Jay Leno said Monday that Conan O'Brien was not to blame for NBC's late-night disaster, and that he himself had twice asked out of his contract and told NBC that moving him to 10 o'clock was a bad idea. O'Brien, for his part, kept up his barbs at NBC but not Leno.
After a week in which his late-night rivals have teamed up to accuse him of ousting O'Brien, Leno's remarks — plus his suggestion that NBC may make an announcement Tuesday — signaled his desire for a graceful end to the feud.
But Leno's kind words about O'Brien carried an obvious subtext: He, like O'Brien, was a victim of NBC and equally undeserving of blame.
After his opening The Jay Leno Show monologue, Leno said NBC decided in 2004 to give O'Brien The Tonight Show. He pointed out that he remained at No. 1 in the ratings, he said, but ultimately relented: "I said, 'That's fine.' Don't blame Conan O'Brien. Nice guy, good family guy, great guy."

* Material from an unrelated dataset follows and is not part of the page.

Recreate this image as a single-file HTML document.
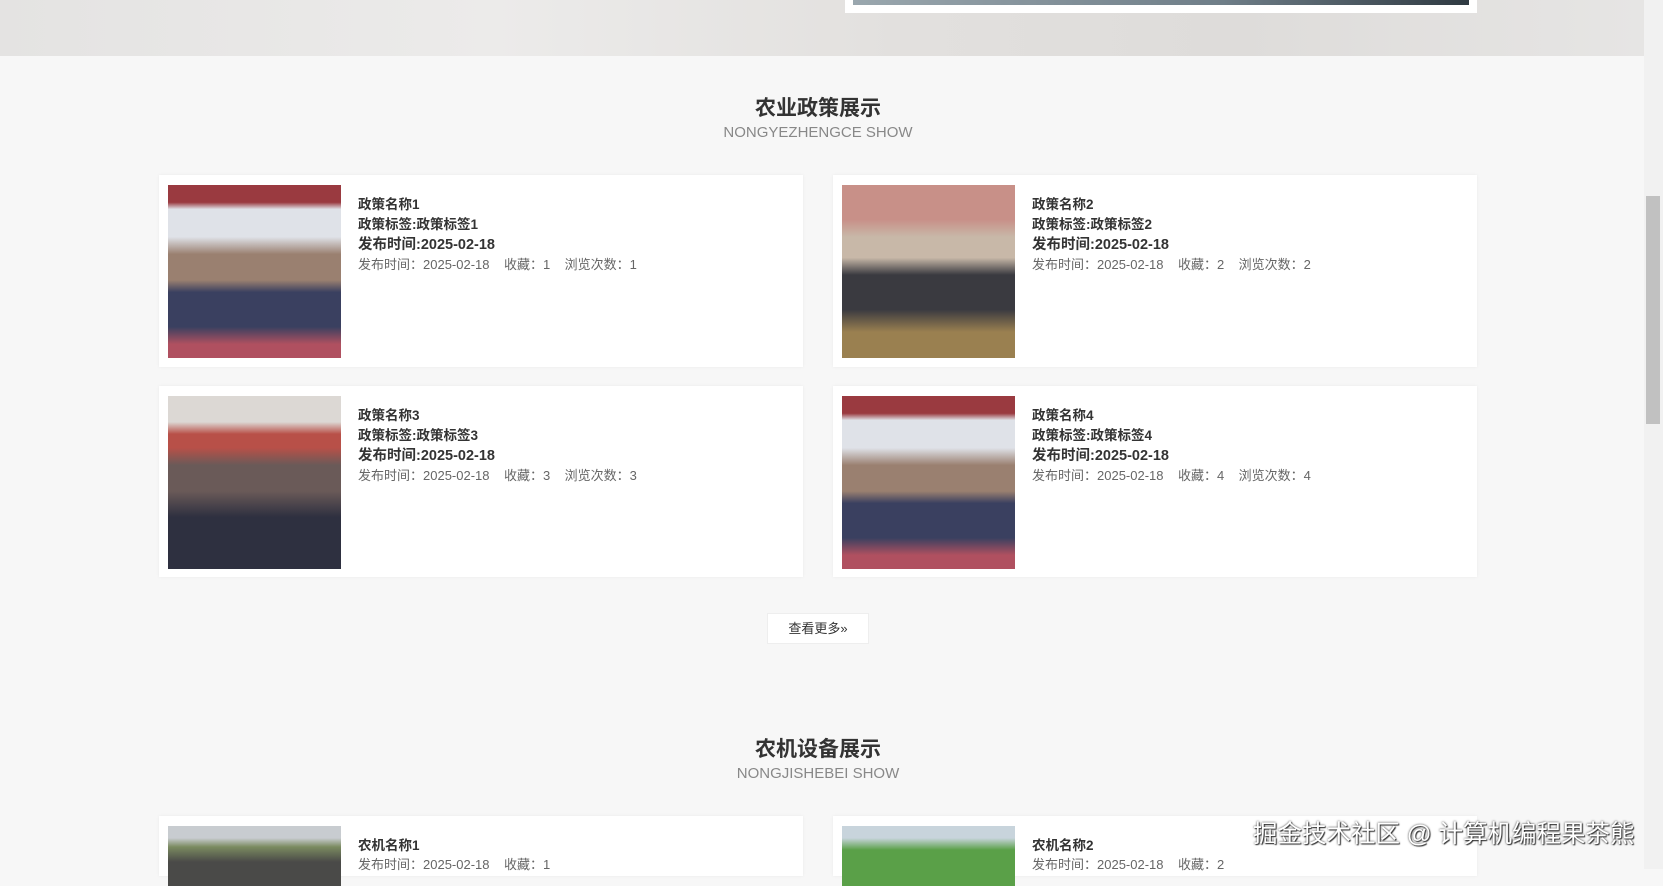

He said he asked to be released from his Tonight contract because he left the show months before his deal ended, but NBC insisted on moving him to prime time. When his ratings floundered there and NBC asked to move him back to late night, he said he again asked out of his contract.
But NBC told him, wrongly, that O'Brien would move to 12:05 to make room for Leno at 11:35, Leno said.
O'Brien has been locked in negotiations with NBC since rejecting the plan last week. In his opening monologue Monday, he referenced stories about those negotiations that said he would receive a massive payout to leave the network, as long as he agreed not to bad-mouth it. (Without citing a source, Leno said in his monologue Monday that the payout would be $30 million.)
"A lot of papers are reporting that I am now legally prohibited from saying anything negative about NBC," he said, according to a transcript. "So good night, ladies and gentlemen, it's been a great show.
Calls and e-mails to O'Brien's reps were not immediately returned Monday night.